Television

'Brad Meltzer's Decoded,' premiering Thursday on History

REASON TO WATCH: Bestselling author and comic book impresario Brad Meltzer unravels deep dark secrets, or tries to.

WHAT IT'S ABOUT: Hey, whatever happened to the original cornerstone of the White House anyway? And will someone please tell me where the hidden Confederate treasury is? And Lady Liberty — is it true there are some hidden messages strewn about the old girl?

Meltzer wants to know about all this stuff, too, and in this 10-part series, he's assembled a team to get the answers. They are Christine McKinley — simply ID'd as a "mechanical engineer," although Oregonians perhaps best know her as lead singer and band leader of Dirty Martini; Scott Rolle, a former state's attorney in Maryland; and Buddy Levy, a professor of English at Washington State.

Thursday night the three pile into a car and head out into the wilds of Washington, D.C., in search of a certain missing White House cornerstone, and those who likely pinched it.

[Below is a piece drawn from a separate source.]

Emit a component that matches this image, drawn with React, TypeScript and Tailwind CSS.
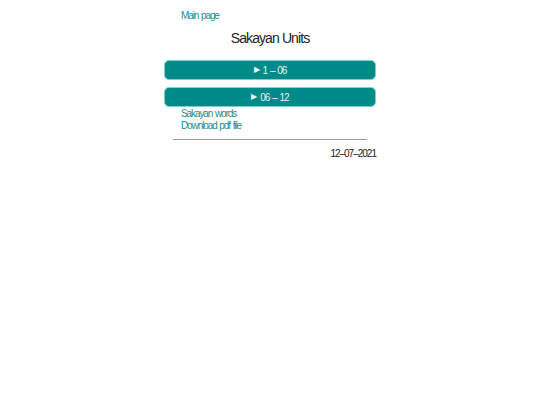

MY SAY: "Brad Meltzer's Decoded" evokes "Conspiracy Theory With Jesse Ventura," and I guess you don't have to be told that this is not the kind of evocation any show wants. Like "Conspiracy," "Decoded" has some howlers — all unintended — and some broadly questionable research and conclusions, all developed and pursued "in the moment," to give "Decoded" that sort of you-are-there-for-this-grand-adventure feel. Like Ventura's show, Meltzer's team even succumbs to flights of paranoid lunacy: hey, what if the Masons stole the cornerstone as part of a centuries-long strategy for world domination? Or, maybe Harry Truman pinched the bloody thing? (Oh, wouldn't that be just like Harry?) You suspect that beneath all this comedy is a good and interesting show that wants to break out. There are nine weeks to go. Maybe ...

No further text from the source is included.